▶ **The request**: Please work out how many lines in the material contain "this" and give only that figure.

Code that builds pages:
◇ ◇ ◇ ◇ ◇
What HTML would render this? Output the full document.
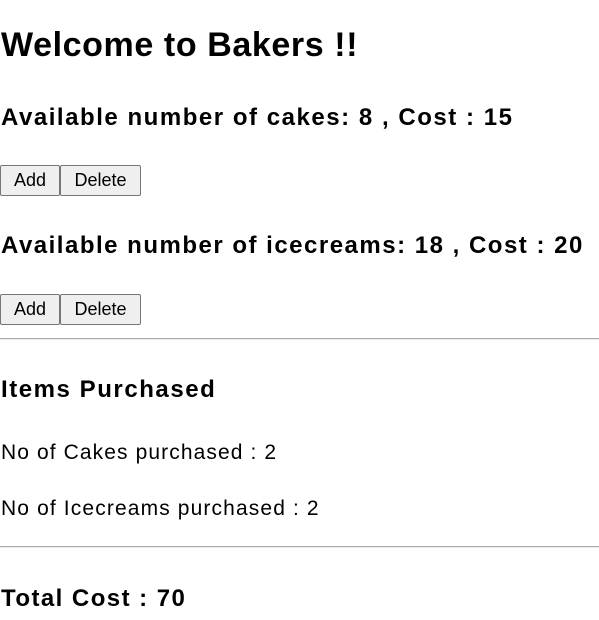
<!DOCTYPE html>
<html><head><style>
body{margin:0;width:599px;height:620px;overflow:hidden;background:#fff;font-family:"Liberation Sans",sans-serif;color:#000;position:relative}
.a{position:absolute;left:1px;white-space:nowrap;line-height:1}
.h1{font-size:34px;font-weight:bold;top:28px;letter-spacing:0.6px}
.h3{font-size:24px;font-weight:bold}
.p{font-size:21px;letter-spacing:1.1px}
button{position:absolute;height:31px;font-family:"Liberation Sans",sans-serif;font-size:18px;background:#efefef;border:1px solid #767676;border-radius:2px;padding:0;color:#000}
hr{position:absolute;left:0;width:599px;margin:0;border:0;border-top:1px solid #aaa;border-bottom:1px solid #eee;height:0}
</style></head><body>
<div class="a h1">Welcome to Bakers !!</div>
<div class="a h3" style="top:106px;letter-spacing:1.53px">Available number of cakes: 8 , Cost : 15</div>
<button style="left:0;top:165px;width:60px">Add</button>
<button style="left:60px;top:165px;width:81px">Delete</button>
<div class="a h3" style="top:234px;letter-spacing:1.5px">Available number of icecreams: 18 , Cost : 20</div>
<button style="left:0;top:294px;width:60px">Add</button>
<button style="left:60px;top:294px;width:81px">Delete</button>
<hr style="top:338px">
<div class="a h3" style="top:378px;letter-spacing:1.55px">Items Purchased</div>
<div class="a p" style="top:442px">No of Cakes purchased : 2</div>
<div class="a p" style="top:498px;letter-spacing:1.13px">No of Icecreams purchased : 2</div>
<hr style="top:546px">
<div class="a h3" style="top:587px;letter-spacing:1.45px">Total Cost : 70</div>
</body></html>
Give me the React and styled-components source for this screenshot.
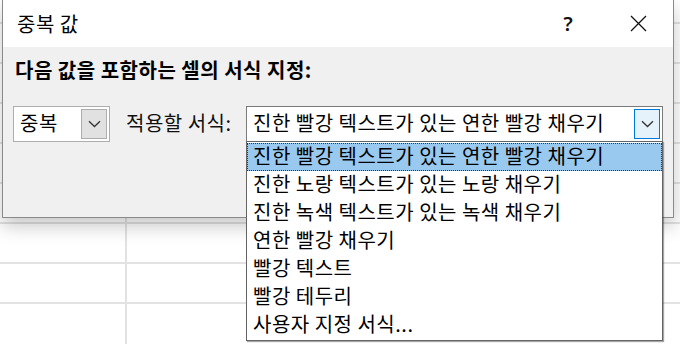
import { createGlobalStyle } from "styled-components";
import styled from "styled-components";

const GlobalStyle = createGlobalStyle`
  body {
    margin: 0;
    font-family: "Noto Sans CJK KR", "Noto Sans", sans-serif;
    color: #000;
  }
`;

// Hoja de cálculo de fondo
const Sheet = styled.div`
  position: relative;
  width: 680px;
  height: 344px;
  overflow: hidden;
  background-color: #fff;
  background-image:
    linear-gradient(to right, transparent 125px, #e2e2e2 125px, #e2e2e2 127px, transparent 127px),
    repeating-linear-gradient(to bottom, transparent 0, transparent 38px, #e2e2e2 38px, #e2e2e2 40px);
  background-position: 0 0, 0 -16px;
`;

// Ventana del diálogo
const Dialog = styled.div`
  margin-left: 2px;
  width: 670px;
  border: 1px solid #8a8a8a;
  border-top: none;
  box-shadow: 0 8px 18px rgba(0, 0, 0, 0.22);
  background: #f0f0f0;
`;

const TitleBar = styled.div`
  height: 47px;
  background: #fff;
  display: flex;
  align-items: center;
`;

const Title = styled.div`
  flex: 1;
  padding-left: 14px;
  font-size: 20px;
  letter-spacing: 0.5px;
  line-height: 1;
`;

const TitleButton = styled.div`
  width: 70px;
  height: 47px;
  display: flex;
  align-items: center;
  justify-content: center;
  font-family: "Noto Sans", sans-serif;
  font-size: 20px;
  font-weight: 600;
  color: #111;
`;

const Body = styled.div`
  height: 170px;
  padding: 0 10px;
  box-sizing: border-box;
`;

const Heading = styled.div`
  padding: 11px 0 0 2px;
  height: 47px;
  box-sizing: border-box;
  font-size: 20px;
  letter-spacing: 0.5px;
  font-weight: 700;
  line-height: 24px;
`;

const Row = styled.div`
  display: flex;
  align-items: center;
  margin-top: 12px;
`;

const Select = styled.div`
  position: relative;
  box-sizing: border-box;
  height: 36px;
  width: ${(p) => (p.$width ? `${p.$width}px` : "auto")};
  flex: ${(p) => (p.$width ? "none" : 1)};
  border: 1px solid ${(p) => (p.$focused ? "#7a7a7a" : "#adadad")};
  background: #fff;
  display: flex;
  align-items: center;
  padding: 0 2px 0 6px;
`;

const SelectText = styled.div`
  flex: 1;
  font-size: 20px;
  letter-spacing: 0.5px;
  line-height: 1;
  margin-top: -3px;
  white-space: nowrap;
`;

const ArrowButton = styled.div`
  width: 26px;
  height: 30px;
  box-sizing: border-box;
  display: flex;
  align-items: center;
  justify-content: center;
  border: 1px solid ${(p) => (p.$active ? "#0078d7" : "#adadad")};
  background: ${(p) => (p.$active ? "#e5f1fb" : "#e1e1e1")};
`;

const Label = styled.div`
  width: 120px;
  margin-left: 16px;
  font-size: 20px;
  letter-spacing: 0.5px;
  line-height: 1;
  margin-top: -3px;
  color: #111;
`;

// Lista desplegable
const List = styled.ul`
  position: absolute;
  top: 100%;
  left: -1px;
  right: -1px;
  margin: 0;
  padding: 1px 0 0;
  list-style: none;
  height: 200px;
  box-sizing: border-box;
  border: 1px solid #646464;
  box-shadow: 1px 1px 1px rgba(0, 0, 0, 0.35);
  background: #fff;
`;

const Item = styled.li`
  height: 28px;
  box-sizing: border-box;
  padding-left: 6px;
  display: flex;
  align-items: center;
  font-size: 20px;
  letter-spacing: 0.5px;
  line-height: 1;
  white-space: nowrap;
  background: ${(p) => (p.$selected ? "#99c9ef" : "transparent")};
  outline: ${(p) => (p.$selected ? "1px dotted #333" : "none")};
  outline-offset: -1px;

  span {
    margin-top: -2px;
  }
`;

const Chevron = () => (
  <svg width="13" height="8" viewBox="0 0 13 8">
    <path d="M1 1.2 L6.5 6.5 L12 1.2" fill="none" stroke="#333" strokeWidth="1.3" />
  </svg>
);

const CloseIcon = () => (
  <svg width="17" height="17" viewBox="0 0 17 17">
    <path d="M1 1 L16 16 M16 1 L1 16" stroke="#111" strokeWidth="1.3" />
  </svg>
);

const options = [
  "진한 빨강 텍스트가 있는 연한 빨강 채우기",
  "진한 노랑 텍스트가 있는 노랑 채우기",
  "진한 녹색 텍스트가 있는 녹색 채우기",
  "연한 빨강 채우기",
  "빨강 텍스트",
  "빨강 테두리",
  "사용자 지정 서식...",
];

function App() {
  return (
    <Sheet>
      <GlobalStyle />
      <Dialog>
        <TitleBar>
          <Title>중복 값</Title>
          <TitleButton>?</TitleButton>
          <TitleButton>
            <CloseIcon />
          </TitleButton>
        </TitleBar>
        <Body>
          <Heading>다음 값을 포함하는 셀의 서식 지정:</Heading>
          <Row>
            <Select $width={97}>
              <SelectText>중복</SelectText>
              <ArrowButton>
                <Chevron />
              </ArrowButton>
            </Select>
            <Label>적용할 서식:</Label>
            <Select $focused>
              <SelectText>{options[0]}</SelectText>
              <ArrowButton $active>
                <Chevron />
              </ArrowButton>
              <List>
                {options.map((o, i) => (
                  <Item key={o} $selected={i === 0}>
                    <span>{o}</span>
                  </Item>
                ))}
              </List>
            </Select>
          </Row>
        </Body>
      </Dialog>
    </Sheet>
  );
}

export default App;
◇ ◇ ◇ ◇ ◇
▶ **Final answer**: 2